European Solar Physics Division
- Abbreviation: ESPD
- Formation: 1974
- Type: Learned society
- Purpose: Promote solar physics and represent European solar physicists
- President: Istvan Ballai
- Parent organization: EPS
- Website: solar.epsdivisions.org
- Formerly called: Joint Astrophysics Division (JAD) of EPS and EAS.

= European Solar Physics Division =

The European Solar Physics Division (ESPD) of the European Physical Society (EPS), is an organisation whose purpose is to promote solar physics and represent European scientists interested in the physics of the Sun. The ESPD is known mostly for its organisation of the European Solar Physics Meetings, which bring together European solar physicists and take place every three years.
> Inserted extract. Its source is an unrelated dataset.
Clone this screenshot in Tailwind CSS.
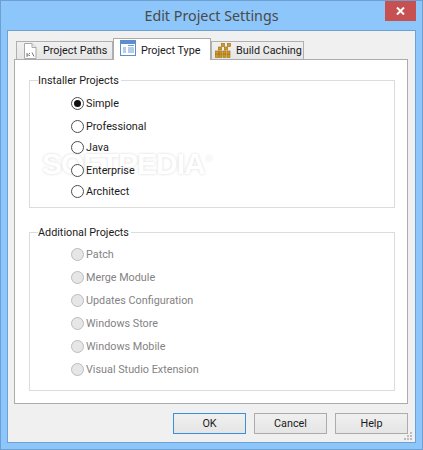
<!DOCTYPE html>
<html><head><meta charset="utf-8"><script src="https://cdn.jsdelivr.net/npm/@tailwindcss/browser@4"></script></head>
<body class="m-0">
<div class="relative w-[423px] h-[450px] overflow-hidden bg-[#8cc6fa] border border-[#6f9fd0] font-['Roboto',sans-serif] text-[10.8px] text-[#1a1a1a] flex flex-col">
  <div class="h-[29px] shrink-0 flex items-center justify-center font-['Noto_Sans',sans-serif] text-[14.3px] text-[#4a4a48]">Edit Project Settings</div>
  <div class="absolute right-[6px] top-0 w-[31px] h-[20px] bg-[#c75050] flex items-center justify-center">
    <svg width="9" height="8" viewBox="0 0 9 8"><path d="M1 0.5L8 7.5M8 0.5L1 7.5" stroke="#fff" stroke-width="2"/></svg>
  </div>
  <div class="relative ml-[6px] w-[409px] h-[413px] border border-[#6ea0d2] bg-[#f0f0f0] flex flex-col">
    <div class="pl-[6px] flex flex-col">
      <div class="h-[28px] flex items-end pl-[2px] relative z-10">
        <div class="w-[97px] h-[18px] border border-b-0 border-[#b0b0b0] bg-gradient-to-b from-[#f0f0f0] to-[#e6e6e6] flex items-center whitespace-nowrap">
          <svg class="ml-[6px]" width="14" height="16" viewBox="0 0 14 16"><path d="M1.5 .5H9L13 4.5V15.5H1.5Z" fill="#fff" stroke="#a8a8a8"/><path d="M9 .5V4.5H13" fill="#eee" stroke="#a8a8a8"/><path d="M3 11h2v2H3M6 10.5h1M6 12.5h1M9 9.5l2 4" stroke="#777" stroke-width="1" fill="none"/></svg>
          <span class="ml-[6px] pt-[2px]">Project Paths</span>
        </div>
        <div class="w-[98px] h-[22px] -mb-[1px] border border-b-0 border-[#ababab] bg-white flex items-start whitespace-nowrap">
          <svg class="ml-[6px] mt-[1px]" width="16" height="16" viewBox="0 0 16 16"><rect x=".5" y=".5" width="15" height="15" fill="#fff" stroke="#5d8fcf"/><rect x="1" y="1" width="14" height="3" fill="#5d8fcf"/><path d="M8 5.5h6M3 8h3M8 8h6M3 10h3M8 10h6M3 12h3M8 12h6" stroke="#6f9bd3" stroke-width="1"/></svg>
          <span class="ml-[5px] mt-[4px]">Project Type</span>
        </div>
        <div class="w-[93px] h-[18px] border border-b-0 border-[#b0b0b0] bg-gradient-to-b from-[#f0f0f0] to-[#e6e6e6] flex items-center whitespace-nowrap">
          <svg class="ml-[3px]" width="16" height="15" viewBox="0 0 16 15"><g fill="#d59a1c" stroke="#9a6a10" stroke-width=".6"><rect x="6.5" y=".5" width="3" height="3"/><rect x="12.5" y=".5" width="3" height="3"/><rect x="3.5" y="4" width="3" height="3"/><rect x="9.5" y="4" width="3" height="3"/><rect x=".5" y="8" width="3" height="3"/><rect x="4" y="8" width="3" height="3"/><rect x="8" y="8" width="3" height="3"/><rect x="12" y="8" width="3" height="3"/><rect x=".5" y="11.5" width="3" height="3"/><rect x="4" y="11.5" width="3" height="3"/><rect x="8" y="11.5" width="3" height="3"/><rect x="12" y="11.5" width="3" height="3"/></g></svg>
          <span class="ml-[5px] pt-[2px]">Build Caching</span>
        </div>
      </div>
      <div class="relative w-[394px] h-[345px] border border-[#acacac] bg-white px-[14px] pt-[20px] flex flex-col">
        <div class="absolute left-[27px] top-[87px] text-[30px] font-['Liberation_Sans',sans-serif] font-bold tracking-[-1px] text-white leading-[34px] [text-shadow:0_0_3px_rgba(0,0,0,.16)]">SOFTPEDIA<sup class="text-[9px] font-normal tracking-[0px] ml-[1px] -top-[12px]">®</sup></div>
        <fieldset class="relative z-10 w-[366px] h-[128px] border border-[#dcdcdc]">
          <div class="absolute left-[8px] -top-[8px] bg-white pr-[2px] leading-[16px]">Installer Projects</div>
          <div class="pl-[41px] pt-[14px] flex flex-col">
            <div class="h-[16px] flex items-center gap-[2px]"><span class="w-[13px] h-[13px] rounded-full border border-[#4d4d4d] bg-white flex items-center justify-center"><span class="w-[7px] h-[7px] rounded-full bg-[#111]"></span></span><span class="pt-[2px]">Simple</span></div>
            <div class="mt-[7px] h-[16px] flex items-center gap-[2px]"><span class="w-[13px] h-[13px] rounded-full border border-[#4d4d4d] bg-white"></span><span class="pt-[2px]">Professional</span></div>
            <div class="mt-[5px] h-[16px] flex items-center gap-[2px]"><span class="w-[13px] h-[13px] rounded-full border border-[#4d4d4d] bg-white"></span><span class="pt-[2px]">Java</span></div>
            <div class="mt-[7px] h-[16px] flex items-center gap-[2px]"><span class="w-[13px] h-[13px] rounded-full border border-[#4d4d4d] bg-white"></span><span class="pt-[2px]">Enterprise</span></div>
            <div class="mt-[5px] h-[16px] flex items-center gap-[2px]"><span class="w-[13px] h-[13px] rounded-full border border-[#4d4d4d] bg-white"></span><span class="pt-[2px]">Architect</span></div>
          </div>
        </fieldset>
        <fieldset class="relative mt-[24px] w-[366px] h-[159px] border border-[#dcdcdc]">
          <div class="absolute left-[8px] -top-[8px] bg-white pr-[2px] leading-[16px]">Additional Projects</div>
          <div class="pl-[41px] pt-[13px] flex flex-col gap-[7px] text-[#838383]">
            <div class="h-[16px] flex items-center gap-[2px]"><span class="w-[13px] h-[13px] rounded-full border border-[#bcbcbc] bg-[#e6e6e6]"></span><span class="pt-[2px]">Patch</span></div>
            <div class="h-[16px] flex items-center gap-[2px]"><span class="w-[13px] h-[13px] rounded-full border border-[#bcbcbc] bg-[#e6e6e6]"></span><span class="pt-[2px]">Merge Module</span></div>
            <div class="h-[16px] flex items-center gap-[2px]"><span class="w-[13px] h-[13px] rounded-full border border-[#bcbcbc] bg-[#e6e6e6]"></span><span class="pt-[2px]">Updates Configuration</span></div>
            <div class="h-[16px] flex items-center gap-[2px]"><span class="w-[13px] h-[13px] rounded-full border border-[#bcbcbc] bg-[#e6e6e6]"></span><span class="pt-[2px]">Windows Store</span></div>
            <div class="h-[16px] flex items-center gap-[2px]"><span class="w-[13px] h-[13px] rounded-full border border-[#bcbcbc] bg-[#e6e6e6]"></span><span class="pt-[2px]">Windows Mobile</span></div>
            <div class="h-[16px] flex items-center gap-[2px]"><span class="w-[13px] h-[13px] rounded-full border border-[#bcbcbc] bg-[#e6e6e6]"></span><span class="pt-[2px]">Visual Studio Extension</span></div>
          </div>
        </fieldset>
      </div>
    </div>
    <div class="flex justify-end gap-[8px] pr-[7px] mt-[9px]">
      <div class="w-[73px] h-[21px] pt-[2px] border border-[#3a8fe0] bg-gradient-to-b from-[#f0f0f0] to-[#e5e5e5] flex items-center justify-center">OK</div>
      <div class="w-[73px] h-[21px] pt-[2px] border border-[#acacac] bg-gradient-to-b from-[#f0f0f0] to-[#e5e5e5] flex items-center justify-center">Cancel</div>
      <div class="w-[73px] h-[21px] pt-[2px] border border-[#acacac] bg-gradient-to-b from-[#f0f0f0] to-[#e5e5e5] flex items-center justify-center">Help</div>
    </div>
    <svg class="absolute right-[2px] bottom-[1px]" width="9" height="9" viewBox="0 0 9 9"><path d="M6 0h2v2H6zM3 3h2v2H3zM6 3h2v2H6zM0 6h2v2H0zM3 6h2v2H3zM6 6h2v2H6z" fill="#bdbdbd"/></svg>
  </div>
</div>
</body></html>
Since 2017, the ESPD awards four prizes: the Zdeněk Švetka Senior Prize for outstanding contributions over an extended period of time to solar physics, the Giancarlo Noci Early Career Prize for outstanding contributions to solar physics from an Early career researcher, the Patricia Edwin PhD Prize for the best European PhD thesis in solar physics and the Kees Zwaan Inspirational Community Prize for services to the community.

==History==

In 1974, solar physicists in Europe recognised the need for common meetings and the "European Solar Meeting Organising Committee" was created, with the first European Solar Physics Meeting organised in 1975. This meeting was attended by more than 200 solar physicists (a remarkable number for the time), and during the meeting it was decided to proceed with the creation of a Solar Physics Section (SPS) as part of the Astronomy and Astrophysics Division of the EPS.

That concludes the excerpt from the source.